# [Task statement]
Render the following material again verbatim, leaving nothing out.
# # # # #
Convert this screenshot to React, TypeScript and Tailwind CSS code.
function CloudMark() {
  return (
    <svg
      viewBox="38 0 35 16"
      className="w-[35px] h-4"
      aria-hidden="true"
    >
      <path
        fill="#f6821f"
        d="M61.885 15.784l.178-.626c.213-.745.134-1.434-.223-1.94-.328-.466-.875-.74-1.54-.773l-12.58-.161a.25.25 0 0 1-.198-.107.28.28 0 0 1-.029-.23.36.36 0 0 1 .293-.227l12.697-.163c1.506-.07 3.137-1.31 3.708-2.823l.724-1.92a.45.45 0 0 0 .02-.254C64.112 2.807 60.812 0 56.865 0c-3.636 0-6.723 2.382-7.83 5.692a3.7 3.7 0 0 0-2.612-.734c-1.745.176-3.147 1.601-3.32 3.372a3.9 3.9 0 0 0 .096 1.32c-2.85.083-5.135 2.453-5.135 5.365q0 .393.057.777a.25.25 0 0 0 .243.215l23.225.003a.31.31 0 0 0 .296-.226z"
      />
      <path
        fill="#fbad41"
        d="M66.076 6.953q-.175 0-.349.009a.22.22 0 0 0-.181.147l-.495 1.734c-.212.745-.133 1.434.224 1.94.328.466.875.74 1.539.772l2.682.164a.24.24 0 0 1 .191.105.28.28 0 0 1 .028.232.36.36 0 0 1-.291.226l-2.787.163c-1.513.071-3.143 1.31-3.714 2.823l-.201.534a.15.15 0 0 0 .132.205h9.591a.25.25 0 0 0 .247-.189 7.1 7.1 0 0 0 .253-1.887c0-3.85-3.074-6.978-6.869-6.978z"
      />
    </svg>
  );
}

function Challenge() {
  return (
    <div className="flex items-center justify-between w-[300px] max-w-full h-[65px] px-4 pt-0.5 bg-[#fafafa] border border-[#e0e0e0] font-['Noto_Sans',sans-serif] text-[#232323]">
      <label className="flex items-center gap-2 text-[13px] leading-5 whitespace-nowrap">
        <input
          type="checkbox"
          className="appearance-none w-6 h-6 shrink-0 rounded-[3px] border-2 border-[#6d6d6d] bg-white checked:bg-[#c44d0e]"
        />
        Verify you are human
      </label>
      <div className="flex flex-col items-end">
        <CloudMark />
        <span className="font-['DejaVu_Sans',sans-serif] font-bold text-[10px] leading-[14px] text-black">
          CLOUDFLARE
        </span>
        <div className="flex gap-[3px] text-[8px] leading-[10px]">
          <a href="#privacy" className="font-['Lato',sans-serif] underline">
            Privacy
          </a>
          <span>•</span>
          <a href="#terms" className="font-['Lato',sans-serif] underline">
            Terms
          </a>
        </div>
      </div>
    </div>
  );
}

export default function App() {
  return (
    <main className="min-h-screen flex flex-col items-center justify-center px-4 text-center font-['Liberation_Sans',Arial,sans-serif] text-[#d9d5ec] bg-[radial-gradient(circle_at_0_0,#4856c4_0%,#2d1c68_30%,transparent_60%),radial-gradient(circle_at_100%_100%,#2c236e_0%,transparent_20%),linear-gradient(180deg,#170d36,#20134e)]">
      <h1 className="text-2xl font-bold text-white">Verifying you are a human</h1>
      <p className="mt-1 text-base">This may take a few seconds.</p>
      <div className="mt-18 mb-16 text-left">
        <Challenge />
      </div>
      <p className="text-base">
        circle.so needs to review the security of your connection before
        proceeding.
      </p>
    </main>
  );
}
# # # # #
# [Problem solution]
Convert this screenshot to React, TypeScript and Tailwind CSS code.
function CloudMark() {
  return (
    <svg
      viewBox="38 0 35 16"
      className="w-[35px] h-4"
      aria-hidden="true"
    >
      <path
        fill="#f6821f"
        d="M61.885 15.784l.178-.626c.213-.745.134-1.434-.223-1.94-.328-.466-.875-.74-1.54-.773l-12.58-.161a.25.25 0 0 1-.198-.107.28.28 0 0 1-.029-.23.36.36 0 0 1 .293-.227l12.697-.163c1.506-.07 3.137-1.31 3.708-2.823l.724-1.92a.45.45 0 0 0 .02-.254C64.112 2.807 60.812 0 56.865 0c-3.636 0-6.723 2.382-7.83 5.692a3.7 3.7 0 0 0-2.612-.734c-1.745.176-3.147 1.601-3.32 3.372a3.9 3.9 0 0 0 .096 1.32c-2.85.083-5.135 2.453-5.135 5.365q0 .393.057.777a.25.25 0 0 0 .243.215l23.225.003a.31.31 0 0 0 .296-.226z"
      />
      <path
        fill="#fbad41"
        d="M66.076 6.953q-.175 0-.349.009a.22.22 0 0 0-.181.147l-.495 1.734c-.212.745-.133 1.434.224 1.94.328.466.875.74 1.539.772l2.682.164a.24.24 0 0 1 .191.105.28.28 0 0 1 .028.232.36.36 0 0 1-.291.226l-2.787.163c-1.513.071-3.143 1.31-3.714 2.823l-.201.534a.15.15 0 0 0 .132.205h9.591a.25.25 0 0 0 .247-.189 7.1 7.1 0 0 0 .253-1.887c0-3.85-3.074-6.978-6.869-6.978z"
      />
    </svg>
  );
}

function Challenge() {
  return (
    <div className="flex items-center justify-between w-[300px] max-w-full h-[65px] px-4 pt-0.5 bg-[#fafafa] border border-[#e0e0e0] font-['Noto_Sans',sans-serif] text-[#232323]">
      <label className="flex items-center gap-2 text-[13px] leading-5 whitespace-nowrap">
        <input
          type="checkbox"
          className="appearance-none w-6 h-6 shrink-0 rounded-[3px] border-2 border-[#6d6d6d] bg-white checked:bg-[#c44d0e]"
        />
        Verify you are human
      </label>
      <div className="flex flex-col items-end">
        <CloudMark />
        <span className="font-['DejaVu_Sans',sans-serif] font-bold text-[10px] leading-[14px] text-black">
          CLOUDFLARE
        </span>
        <div className="flex gap-[3px] text-[8px] leading-[10px]">
          <a href="#privacy" className="font-['Lato',sans-serif] underline">
            Privacy
          </a>
          <span>•</span>
          <a href="#terms" className="font-['Lato',sans-serif] underline">
            Terms
          </a>
        </div>
      </div>
    </div>
  );
}

export default function App() {
  return (
    <main className="min-h-screen flex flex-col items-center justify-center px-4 text-center font-['Liberation_Sans',Arial,sans-serif] text-[#d9d5ec] bg-[radial-gradient(circle_at_0_0,#4856c4_0%,#2d1c68_30%,transparent_60%),radial-gradient(circle_at_100%_100%,#2c236e_0%,transparent_20%),linear-gradient(180deg,#170d36,#20134e)]">
      <h1 className="text-2xl font-bold text-white">Verifying you are a human</h1>
      <p className="mt-1 text-base">This may take a few seconds.</p>
      <div className="mt-18 mb-16 text-left">
        <Challenge />
      </div>
      <p className="text-base">
        circle.so needs to review the security of your connection before
        proceeding.
      </p>
    </main>
  );
}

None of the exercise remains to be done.